If we ignored near occasions of sexual sin, confessors everywhere would hear stories like these: “We decided to crash out on my bed — me in my boxers, her in panties and a halter top — and you’ll never guess what happened…” It seems strange, then, that so little effort has been made to isolate near occasions of envy. Social media might be one. If my moronic stunt alone doesn’t prove that, consider Craig Malkin’s study, which revealed that one respondent in three felt less satisfied with their own lives after spending time on Facebook. That’s probably one reason many younger people hate it.

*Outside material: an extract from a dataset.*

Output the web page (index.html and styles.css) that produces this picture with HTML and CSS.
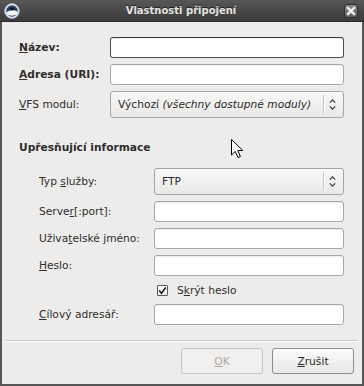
FILE: index.html
```html
<!DOCTYPE html>
<html lang="cs">
<head>
<meta charset="utf-8">
<title>Vlastnosti připojení</title>
<link rel="stylesheet" href="styles.css">
</head>
<body>
<div class="window">
  <div class="titlebar">
    <svg class="app-icon" width="16" height="16" viewBox="0 0 16 16">
      <circle cx="8" cy="8" r="7.4" fill="#e9eef3" stroke="#9fb3c8" stroke-width="0.8"/>
      <circle cx="8" cy="8" r="5.8" fill="#2b4565"/>
      <path d="M2.4 9.6 C5 7.2 9 6.6 13.6 8.4 L13.4 10.6 C11.5 13.4 4.6 13.6 2.6 10.6 Z" fill="#f4f7fa"/>
      <path d="M5 5.2 L9.8 4 L11.4 6.6 L7.4 7.4 Z" fill="#0e1a2a"/>
    </svg>
    <span class="title">Vlastnosti připojení</span>
    <span class="close">
      <svg width="14" height="14" viewBox="0 0 14 14">
        <path d="M4 4 L10 10 M10 4 L4 10" stroke="#f2f2f2" stroke-width="2.4" stroke-linecap="square"/>
      </svg>
    </span>
  </div>
  <div class="frame">
    <div class="form form-main">
      <label class="lbl lbl-bold"><u>N</u>ázev:</label>
      <div class="entry entry-focus"></div>
      <label class="lbl lbl-bold"><u>A</u>dresa (URI):</label>
      <div class="entry"></div>
      <label class="lbl"><u>V</u>FS modul:</label>
      <div class="combo">
        <span class="combo-text">Výchozí <i>(všechny dostupné moduly)</i></span>
        <span class="combo-sep"></span>
        <svg class="combo-arrows" width="7" height="13" viewBox="0 0 7 13">
          <path d="M0.8 4.6 L3.5 1.8 L6.2 4.6 M0.8 8.4 L3.5 11.2 L6.2 8.4" fill="none" stroke="#3a3a3a" stroke-width="1.2"/>
        </svg>
      </div>
    </div>
    <div class="heading">Upřesňující informace</div>
    <div class="form form-sub">
      <label class="lbl">Typ <u>s</u>lužby:</label>
      <div class="combo">
        <span class="combo-text">FTP</span>
        <span class="combo-sep"></span>
        <svg class="combo-arrows" width="7" height="13" viewBox="0 0 7 13">
          <path d="M0.8 4.6 L3.5 1.8 L6.2 4.6 M0.8 8.4 L3.5 11.2 L6.2 8.4" fill="none" stroke="#3a3a3a" stroke-width="1.2"/>
        </svg>
      </div>
      <label class="lbl">Serve<u>r</u>[:port]:</label>
      <div class="entry"></div>
      <label class="lbl">Uživa<u>t</u>elské jméno:</label>
      <div class="entry"></div>
      <label class="lbl"><u>H</u>eslo:</label>
      <div class="entry"></div>
      <span class="empty"></span>
      <div class="check-row">
        <span class="checkbox">
          <svg width="9" height="9" viewBox="0 0 9 9">
            <path d="M1.2 4.6 L3.4 7.2 L7.8 1.4" fill="none" stroke="#1a1a1a" stroke-width="1.6"/>
          </svg>
        </span>
        <span class="check-label">S<u>k</u>rýt heslo</span>
      </div>
      <label class="lbl"><u>C</u>ílový adresář:</label>
      <div class="entry"></div>
    </div>
    <div class="separator"></div>
    <div class="actions">
      <button class="btn" disabled><u>O</u>K</button>
      <button class="btn btn-active"><u>Z</u>rušit</button>
    </div>
  </div>
  <svg class="cursor" width="13" height="20" viewBox="0 0 13 20">
    <path d="M0.5 0.5 L0.5 16 L4.3 12.4 L7 18.6 L9.4 17.6 L6.8 11.5 L11.8 11.5 Z" fill="#fff" stroke="#000" stroke-width="1" stroke-linejoin="miter"/>
  </svg>
</div>
</body>
</html>
```

FILE: styles.css
```css
* { box-sizing: border-box; }

html, body {
  margin: 0;
  padding: 0;
  background: #edeceb;
}

body {
  font-family: "DejaVu Sans", "Liberation Sans", sans-serif;
  font-size: 10.67px;
  color: #2e2e2e;
}

.window {
  position: relative;
  width: 364px;
  height: 386px;
  display: flex;
  flex-direction: column;
  overflow: hidden;
}

.titlebar {
  height: 22px;
  flex: none;
  display: flex;
  align-items: center;
  padding: 0 6px 0 4px;
  background: linear-gradient(#575757, #3b3b3b);
  border-bottom: 1px solid #2c2c2c;
}

.app-icon { flex: none; }

.title {
  flex: 1;
  text-align: center;
  font-weight: bold;
  font-size: 10px;
  color: #e6e4e0;
  text-shadow: 0 -1px 0 #222;
  padding-right: 2px;
}

.close {
  flex: none;
  width: 14px;
  height: 14px;
  border: 1px solid #2e2e2e;
  border-radius: 3px;
  background: linear-gradient(#8a8a8a, #5e5e5e);
  display: flex;
  align-items: center;
  justify-content: center;
}

.close svg { display: block; margin: -1px; }

.frame {
  flex: 1;
  display: flex;
  flex-direction: column;
  background: #edeceb;
  border-left: 2px solid #565656;
  border-right: 2px solid #565656;
  border-bottom: 2px solid #565656;
  padding: 15px 0 10px 0;
}

.form {
  display: grid;
  row-gap: 6px;
  align-items: center;
}

.form-main {
  margin-left: 17px;
  grid-template-columns: 91px 234px;
}

.form-sub {
  margin-left: 37px;
  grid-template-columns: 115px 190px;
}

.lbl { white-space: nowrap; }
.lbl-bold { font-weight: bold; }

.entry {
  height: 21px;
  background: #fff;
  border: 1px solid #a9a8a6;
  border-radius: 3px;
  box-shadow: inset 0 1px 1px rgba(0, 0, 0, 0.08);
}

.entry-focus {
  border-color: #505050;
  border-top-color: #3a3a3a;
}

.combo {
  height: 27px;
  display: flex;
  align-items: center;
  border: 1px solid #a6a5a3;
  border-radius: 3px;
  background: linear-gradient(#f9f9f8, #e9e8e6);
  padding-left: 7px;
}

.combo-text {
  flex: 1;
  white-space: nowrap;
  overflow: hidden;
  color: #2a2a2a;
}

.combo-sep {
  width: 1px;
  height: 19px;
  background: #c8c7c5;
  box-shadow: 1px 0 0 #fbfbfb;
  margin-right: 5px;
}

.combo-arrows {
  display: block;
  margin-right: 7px;
}

.heading {
  font-weight: bold;
  margin: 23px 0 14px 17px;
  line-height: 13px;
}

.check-row {
  height: 16px;
  display: flex;
  align-items: center;
  padding-left: 3px;
  gap: 9px;
}

.checkbox {
  width: 11px;
  height: 11px;
  border: 1px solid #5a5a5a;
  border-radius: 1px;
  background: linear-gradient(#ffffff, #ecebea);
  display: flex;
  align-items: center;
  justify-content: center;
}

.checkbox svg { display: block; }

.separator {
  margin: 15px 4px 0 4px;
  height: 2px;
  border-top: 1px solid #c9c7c4;
  border-bottom: 1px solid #ffffff;
}

.actions {
  margin-top: 6px;
  display: flex;
  justify-content: flex-end;
  gap: 9px;
  padding-right: 8px;
}

.btn {
  width: 82px;
  height: 26px;
  font-family: inherit;
  font-size: 10.67px;
  color: #2a2a2a;
  border: 1px solid #8e8d8b;
  border-radius: 3px;
  background: linear-gradient(#fbfbfb, #e8e7e5);
  padding: 0;
}

.btn:disabled {
  color: #acaaa7;
  border-color: #c6c5c3;
  background: #f0efee;
}

.cursor {
  position: absolute;
  left: 231px;
  top: 139px;
}
```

Certain friendships can be one-way streets to Envyville. Maybe love — meaning caritas or philia — should conquer all, but it doesn’t always. In Bird by Bird, her advice manual for aspiring writers, Anne Lamott tells of a friend and fellow scribbler who’d just blown up and insisted on sharing every excruciating detail of her newfound fame and fortune in marathon phone conversations. Lamott, whose own career was sagging, eventually told her friend she’d heard enough, and would resume contact at some later point. Pretty? No. Perfectly congruent with Christian ideals of charity? Hardly. But if this friend was half as annoying as Lamott made her sound, “out of sight, out of mind” may have served to keep at least one of them out of the emergency room.

Of his own envious age, Kierkegaard wrote: “No person wishes to pull down the pre-eminent, but if at the same time pre-eminence could be demonstrated to be a fiction, then everyone would be happy.” Well, our news media explode the myths behind pre-eminent people 24/7, and still nobody’s happy. Me, I think we mediocrities would be better off handling them all — the pre-eminent and the media — like the rabbi in Fiddler on the Roof handled the tsar: by imploring God to bless and keep them…far away from us.